Третьи были просто соучастниками преступлений режима.
Мне не очень-то верится, что за долгие годы подличанья, а то и прямо палаческой службы они, как принято говорить, «потеряли совесть». Что могло бы с ними случиться ужаснее этого? Но совсем потерять совесть невозможно, — разве что приглушить ее. Чувство справедливости выстрадано человечеством за много тысячелетий человеческой истории, и оно неистребимо.
История все расставит на принадлежащие ему места — я твердо уверен в этом. Но, оглядываясь в конце своего жизненного пути назад, на те ужасы, которые пришлось пережить, на то море подлости, в котором мы барахтались в продолжение тридцати лет сталинщины и в котором погибли миллионы лучших сынов и дочерей моей родины, моего народа, хочу поставить четыре вопроса и в меру своего опыта и разумения ответить на них.
Первый вопрос таков. Действительно ли Сталин был марксистом и ленинцем всю свою сознательную жизнь? При нем долгие годы на стенах домов, в убранстве зал, на плакатах, на обложках книг был в ходу четырехликий барельеф:
Маркс-Энгельс-Ленин-Сталин. Он сделался настолько распространенным, что стал как бы само собой разумеющимся и не привлекал внимания. Столь же стандартным был лозунг:
«Под знаменем Ленина, под водительством Сталина—вперед, к победе коммунизма!» После смерти Сталина была, однако, на какое-то время выдвинута версия о «перерождении» Сталина, будто бы испорченного неограниченной и бесконтрольной властью. Мне приходилось читать в этой связи, что, дескать, о возможности появления жутких оборотней в революционной среде высказывался еще прозорливый Энгельс (в одном из писем к Вере Засулич).
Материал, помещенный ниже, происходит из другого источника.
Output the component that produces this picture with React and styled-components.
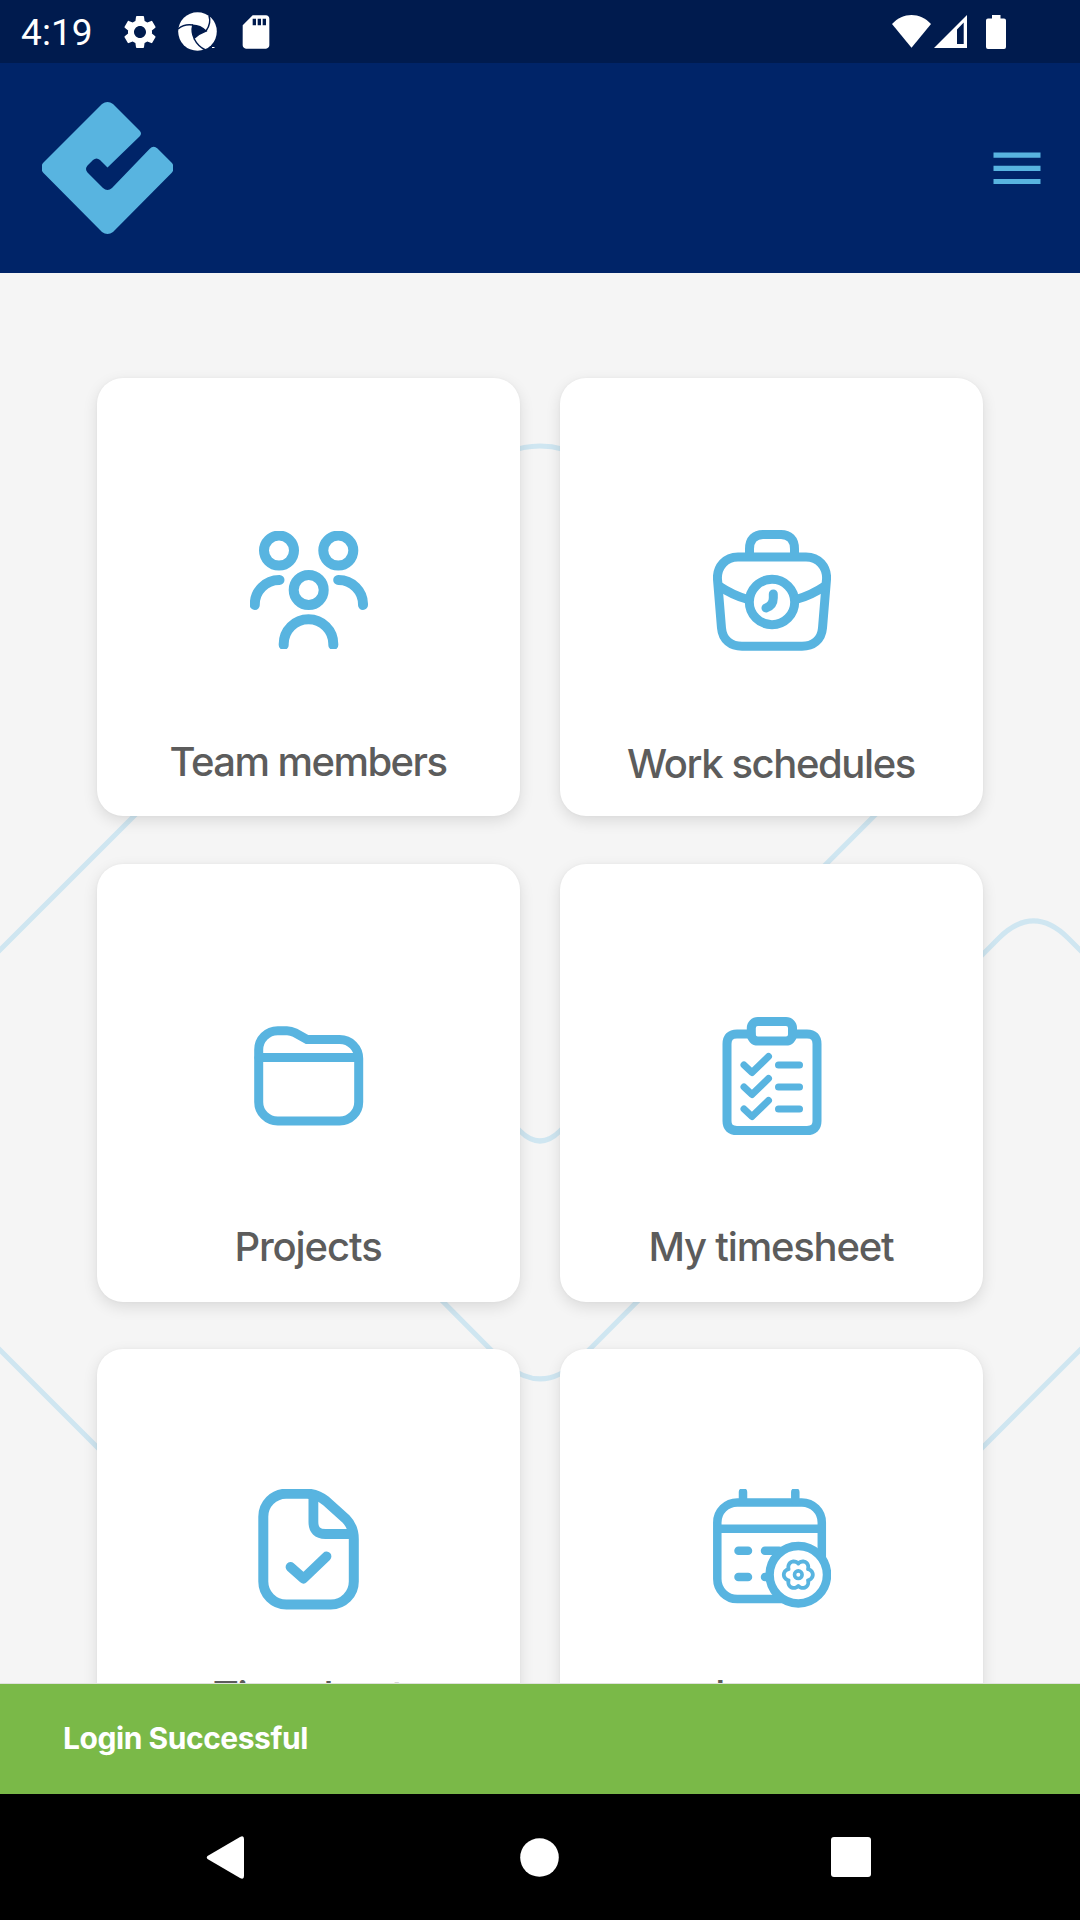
import React from 'react';
import styled, { createGlobalStyle } from 'styled-components';
import { MdSettings, MdSdCard } from 'react-icons/md';

const BLUE = '#58b4e0';
const NAVY = '#002468';
const STATUS = '#001b4e';

const GlobalStyle = createGlobalStyle`
  * { box-sizing: border-box; }
  body { margin: 0; background: #000; }
`;

const Screen = styled.div`
  width: 1080px;
  height: 1920px;
  display: flex;
  flex-direction: column;
  overflow: hidden;
  font-family: Inter, "Liberation Sans", sans-serif;
`;

const StatusBar = styled.div`
  height: 63px;
  flex: none;
  display: flex;
  align-items: center;
  justify-content: space-between;
  padding: 0 74px 0 21px;
  background: ${STATUS};
  color: #fff;
`;

const StatusGroup = styled.div`
  display: flex;
  align-items: center;
  svg { display: block; flex: none; }
`;

const Clock = styled.span`
  width: 99px;
  font: 400 37px/44px Roboto, sans-serif;
  letter-spacing: 0.1px;
  padding-top: 2px;
`;

const Spacer = styled.span`
  width: ${(p) => p.$w}px;
`;

const Header = styled.header`
  height: 210px;
  flex: none;
  display: flex;
  align-items: center;
  justify-content: space-between;
  padding: 0 39px 0 42px;
  background: ${NAVY};
  svg { display: block; }
`;

const MenuButton = styled.button`
  border: 0;
  padding: 0;
  background: none;
  color: ${BLUE};
`;

const Content = styled.main`
  flex: 1;
  min-height: 0;
  position: relative;
  overflow: hidden;
  background: #f5f5f5;
`;

const Backdrop = styled.svg`
  position: absolute;
  top: 0;
  left: 0;
`;

const CardGrid = styled.div`
  position: relative;
  display: grid;
  grid-template-columns: 423px 423px;
  grid-auto-rows: 438px;
  column-gap: 40px;
  row-gap: 47.6px;
  padding: 105px 97px 0;
`;

const Card = styled.div`
  display: flex;
  flex-direction: column;
  align-items: center;
  gap: ${(p) => p.$gap}px;
  padding-top: ${(p) => p.$top}px;
  border-radius: 26px;
  background: #fff;
  box-shadow: 0 5px 15px rgba(0, 0, 0, 0.11), 0 0 3px rgba(0, 0, 0, 0.04);
`;

const Glyph = styled.svg`
  flex: none;
  display: block;
  fill: none;
  stroke: ${BLUE};
  stroke-width: 9;
  stroke-linecap: round;
  stroke-linejoin: ${(p) => p.$join || 'round'};
`;

const Label = styled.span`
  padding-right: 1px;
  font-size: 40px;
  line-height: 50px;
  font-weight: 500;
  letter-spacing: ${(p) => p.$track}px;
  color: #5c5c5c;
  white-space: nowrap;
`;

const Toast = styled.div`
  height: 110px;
  flex: none;
  position: relative;
  display: flex;
  align-items: center;
  padding: 0 63px 2px;
  background: #7ab948;
  box-shadow: 0 -1px 0 #dfe2dc;
  color: #fff;
  font-size: 30px;
  font-weight: 700;
  letter-spacing: -0.45px;
`;

const NavBar = styled.nav`
  height: 126px;
  flex: none;
  display: flex;
  align-items: center;
  background: #000;
  padding: 0 209px 0 206px;
  justify-content: space-between;
  svg { display: block; }
`;

const HomeKey = styled.svg`
  margin-left: 3px;
`;

const Logo = () => (
  <svg width="131" height="132" viewBox="0 0 131 132" fill={BLUE}>
    <path d="M60 2Q65.5-2 71 2L97.5 28.500Q100.500 31.500 97.500 34.500L65.500 65.500L58 58Q54.500 55 51 58L45.500 63.500Q42.500 67 45.500 70.500L61 86Q65.500 90 70 86L107.500 47Q111.500 43 115.500 46.500L129.500 60.500Q134 65.500 129.500 71L71 130Q65.500 134 60 130L1.500 71Q-3 65.500 1.500 60.500Z" />
  </svg>
);

const Shutter = () => (
  <svg width="39" height="39" viewBox="0 0 39 39">
    <circle cx="19.500" cy="19.500" r="19.300" fill="#fff" />
    <g fill={STATUS} stroke={STATUS} strokeWidth="1.500">
      <path d="M14.800 13.200Q22.500 13.400 28 19Q22 21 16.200 26.300Q13 20 14.800 13.200Z" />
      <g fill="none">
        <path d="M15 13Q6 11.500 0 17" />
        <path d="M28 19Q33.500 11.500 31 3.500" />
        <path d="M16 26.500Q20 34.500 27.500 38" />
      </g>
    </g>
    <path d="M32 34.500L39 31V39H30Z" fill={STATUS} />
    <path d="M34 35.500H36.500" stroke="#fff" />
  </svg>
);

const Wifi = () => (
  <svg width="39" height="33" viewBox="0 0 39 33" fill="#fff">
    <path d="M19.500 32.700L0 9C11-3 28-3 39 9Z" />
  </svg>
);

const Signal = () => (
  <svg width="33" height="33" viewBox="0 0 33 33" fill="#fff" fillRule="evenodd">
    <path d="M0 33L33 0V33ZM23 14.500V29H29.700V7.500Z" />
  </svg>
);

const Battery = () => (
  <svg width="20" height="34" viewBox="0 0 20 34" fill="#fff">
    <path d="M6 0H14.500V3.500H18Q20 3.500 20 5.500V32Q20 34 18 34H2Q0 34 0 32V5.500Q0 3.500 2 3.500H6Z" />
  </svg>
);

const TeamGlyph = () => (
  <Glyph width="118" height="118" viewBox="0 0 118 118">
    <g strokeWidth="10">
      <circle cx="29" cy="19.600" r="15" />
      <circle cx="88.300" cy="19.600" r="15" />
      <circle cx="58.700" cy="59" r="15" />
      <path d="M4.800 74A24.500 24.500 0 0 1 29.500 49" />
      <path d="M88.200 49A24.500 24.500 0 0 1 113 74" />
      <path d="M33.700 114V113A24.800 24.800 0 0 1 83.300 113V114" />
    </g>
  </Glyph>
);

const BriefcaseGlyph = () => (
  <Glyph width="118" height="121" viewBox="0 0 118 121">
    <path d="M36.500 24V19C36.500 9 42 4.500 50 4.500H68C76 4.500 81.500 9 81.500 19V24" />
    <path d="M25 27H93C106 27 113.600 37 113.600 48L109.500 98C108.500 110 100 116.300 89 116.300H29C18 116.300 9.500 110 8.500 98L4.400 48C4.400 37 12 27 25 27Z" />
    <circle cx="59" cy="72" r="22.700" />
    <path d="M6 56Q20 65.500 35 69.500M112 56Q98 65.500 83 69.500" />
    <path d="M60.300 64V68Q60.300 75.500 53 78" />
  </Glyph>
);

const FolderGlyph = () => (
  <Glyph width="118" height="118" viewBox="0 0 118 118" $join="miter">
    <path d="M8.700 32.700A19 19 0 0 1 27.700 13.700H37Q41 13.700 45 15.800L57 22.500H89.700A19 19 0 0 1 108.700 41.500V85A19 19 0 0 1 89.700 104H27.700A19 19 0 0 1 8.700 85Z" />
    <path d="M9 40.600H108" />
  </Glyph>
);

const ClipboardGlyph = () => (
  <Glyph width="118" height="118" viewBox="0 0 118 118">
    <path d="M38 17H24Q14 17 14 27V104Q14 113.500 24 113.500H94Q104 113.500 104 104V27Q104 17 94 17H80" />
    <rect x="38.300" y="4.500" width="41.200" height="19.600" rx="6.500" />
    {[0, 22, 44].map((y) => (
      <g key={y} transform={`translate(0 ${y})`} strokeWidth="7">
        <path d="M31 48L39 55.500L55.500 39.500" />
        <path d="M65.500 48H86.500" />
      </g>
    ))}
  </Glyph>
);

const FileCheckGlyph = () => (
  <Glyph width="118" height="121" viewBox="0 0 118 121">
    <path d="M36 4.700H57Q67 4.700 76 12L96 30Q103.800 38 103.800 50V92.500A23 23 0 0 1 80.800 115.500H36.300A23 23 0 0 1 13.300 92.500V27.700A23 23 0 0 1 36 4.700Z" strokeWidth="10" />
    <path d="M63.400 7V33Q63.400 45 75.500 45H100" strokeWidth="9.800" />
    <path d="M40.500 78L53.500 89.500L76.500 67.500" strokeWidth="9.800" />
  </Glyph>
);

const gearPath = Array.from({ length: 96 }, (_, i) => {
  const a = (i / 96) * Math.PI * 2;
  const r = 11.200 + 3.300 * Math.pow(Math.abs(Math.cos(3 * a)), 0.900);
  return `${i ? 'L' : 'M'}${(85.300 + r * Math.cos(a)).toFixed(2)} ${(85.700 + r * Math.sin(a)).toFixed(2)}`;
}).join('') + 'Z';

const CalendarGlyph = () => (
  <Glyph width="118" height="119" viewBox="0 0 118 119">
    <g strokeWidth="8.500">
      <rect x="4.300" y="13.500" width="104.500" height="96.500" rx="20" />
      <path d="M5 39.700H108M30 3V12M82.300 3V12" />
      <path d="M25.500 61.700H35M52 61.700H66M25.500 88H35M52 88H66" />
      <circle cx="85.300" cy="85.700" r="28.700" fill="#fff" />
    </g>
    <path d={gearPath} strokeWidth="3.800" />
    <circle cx="85.300" cy="85.700" r="3.800" strokeWidth="3.600" />
  </Glyph>
);

const cards = [
  { label: 'Team members', Icon: TeamGlyph, top: 153, gap: 87.5, track: -1.55 },
  { label: 'Work schedules', Icon: BriefcaseGlyph, top: 152, gap: 87.5, track: -1.4 },
  { label: 'Projects', Icon: FolderGlyph, top: 153, gap: 87.5, track: -1.1 },
  { label: 'My timesheet', Icon: ClipboardGlyph, top: 153, gap: 87.5, track: -1.2 },
  { label: 'Timesheet', Icon: FileCheckGlyph, top: 140, gap: 61.3, track: -1.2 },
  { label: 'absence', Icon: CalendarGlyph, top: 140, gap: 62.2, track: -1.2 },
];

export default function App() {
  return (
    <Screen>
      <GlobalStyle />
      <StatusBar>
        <StatusGroup>
          <Clock>4:19</Clock>
          <MdSettings size={40} />
          <Spacer $w={18} />
          <Shutter />
          <Spacer $w={18.500} />
          <MdSdCard size={40} />
        </StatusGroup>
        <StatusGroup>
          <Wifi />
          <Spacer $w={3} />
          <Signal />
          <Spacer $w={19} />
          <Battery />
        </StatusGroup>
      </StatusBar>
      <Header>
        <Logo />
        <MenuButton aria-label="Menu">
          <svg width="48" height="32" viewBox="0 0 48 32" fill="currentColor">
            <path d="M.5 .5H47.500V5.800H.5ZM.5 13.800H47.500V19H.5ZM.5 27H47.500V32H.5Z" />
          </svg>
        </MenuButton>
      </Header>
      <Content>
        <Backdrop width="1080" height="1411" viewBox="0 273 1080 1411" fill="none" stroke="#cfe6f1" strokeWidth="5">
          <path d="M-10 960L450 500Q492 446 540 446Q588 446 630 500L890 760Q910 780 890 800L560 1131Q540 1151 520 1131L480 1091Q440 1051 400 1091L360 1131Q320 1171 360 1218L500 1359Q540 1399 580 1359L998.500 938.500Q1033.500 903.500 1068.500 938.500L1090 960" />
          <path d="M-10 1340L500 1850M1090 1340L580 1850" />
        </Backdrop>
        <CardGrid>
          {cards.map(({ label, Icon, top, gap, track }) => (
            <Card key={label} $top={top} $gap={gap}>
              <Icon />
              <Label $track={track}>{label}</Label>
            </Card>
          ))}
        </CardGrid>
      </Content>
      <Toast>Login Successful</Toast>
      <NavBar>
        <svg width="39" height="43" viewBox="0 0 39 43" fill="#fff">
          <path d="M1.500 20L34 1Q38 -1 38 3V40Q38 44 34 42L1.500 23Q0 21.500 1.500 20Z" />
        </svg>
        <HomeKey width="39" height="39" viewBox="0 0 39 39" fill="#fff">
          <circle cx="19.500" cy="19.500" r="19.300" />
        </HomeKey>
        <svg width="40" height="40" viewBox="0 0 40 40" fill="#fff">
          <rect width="40" height="40" rx="3" />
        </svg>
      </NavBar>
    </Screen>
  );
}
Но я в «перерождение» Сталина не верю. Да, он был кровожаден и деспотичен, но во всех своих действиях проявил себя как последовательный сторонник марксистской, ленинской линии. Даже своих ближайших соратников, таких же марксистов, как и он сам, он ликвидировал во имя скорейшего торжества все той же линии, а не только из-за присущей ему мании преследования, как пытались втолковывать нам. Лицо Сталина — это лицо большевизма.
Второй вопрос: что происходило в «верхах» в последние годы жизни Сталина, после войны, выигранной такой дорогой ценой?
Я уверен, что он, совершенно оторванный в эти годы от реальной действительности, готовился напоследок «хлопнуть дверью» — ознаменовать закат своей жизни «освобождением» если не всего мира, то по крайней мере всей Европы. Только этой навязчивой идеей можно объяснить и лихорадочное наращивание вооружений, хотя никакой реальный
противник после разгрома Гитлера нашей стране не грозил, и свирепую «чистку» тыла, и попытки взорвать некоторые западные страны (например, Францию, которая будто бы уже созрела для этого) изнутри... И только смерть сняла его палец с «ядерной кнопки», которую он, по-видимому, намеревался нажать в том же 1953 году. Ему, 73-летнему старику, уже нечего было терять, а перспектива добиться мирового господства, которое история связала бы с его именем, была столь заманчивой! Но его ближайшие приспешники, лучше представлявшие себе и положение в стране, и тогдашнее соотношение сил в мире, понимали, что война означала бы катастрофу— не в последнюю очередь для них. Правда, выбора-то у них не было: смерть Сталина тоже означала для них немалую опасность. И действительно, история показала, что в последовавшей кремлевской драке спаслись не все.
Третий вопрос: за двадцать лет, прошедших после смерти Сталина, было ли народу честно и правдиво рассказано хотя бы о самых страшных злодеяниях сталинского периода? Нет, этого по понятным причинам сделано не было. Схема осталась примерно такой: все, что происходило до 1930 или даже до 1937 года, было возвышенным и героическим. Но вот вдруг страшную силу набрал переродившийся Сталин, совершил крупные ошибки, которые, впрочем, смягчались «коллективным разумом партии» и роковыми для страны не стали («А иначе как же мы войну выиграли?!» — и т.д.). Но даже и совершая ошибки, Сталин в основном правил мудро — он индустриализировал страну, из отсталой сделал ее «самой передовой», он реформировал сельское хозяйство, войну мы выиграли благодаря его руководству — и устремились, как принято было выражаться устно и в печати, «к сияющим вершинам коммунизма»... Причем с самого начала чудовищные преступления были глумливо названы «культом личности и его последствиями». Этот термин, над изобретением которого, должно быть, немало поломали голову кремлевские «идеологи», может только ввести в заблуждение: ведь сам по себе «культ» той или иной личности еще не ведет к преступлениям. Культ Сталина был у нас, в страхе перед идеологическим вакуумом, сразу же замещен культом давно умершего Ленина, — ну и что же, разве от культа Ленина кто-либо пострадал?
Четвертый вопрос: может ли все пережитое нашим поколением повториться? Может и уже повторяется — в Китае, например, в сходных условиях, на питательной почве коммунистической диктатуры.
Человеческая память слишком коротка, вот в чем беда.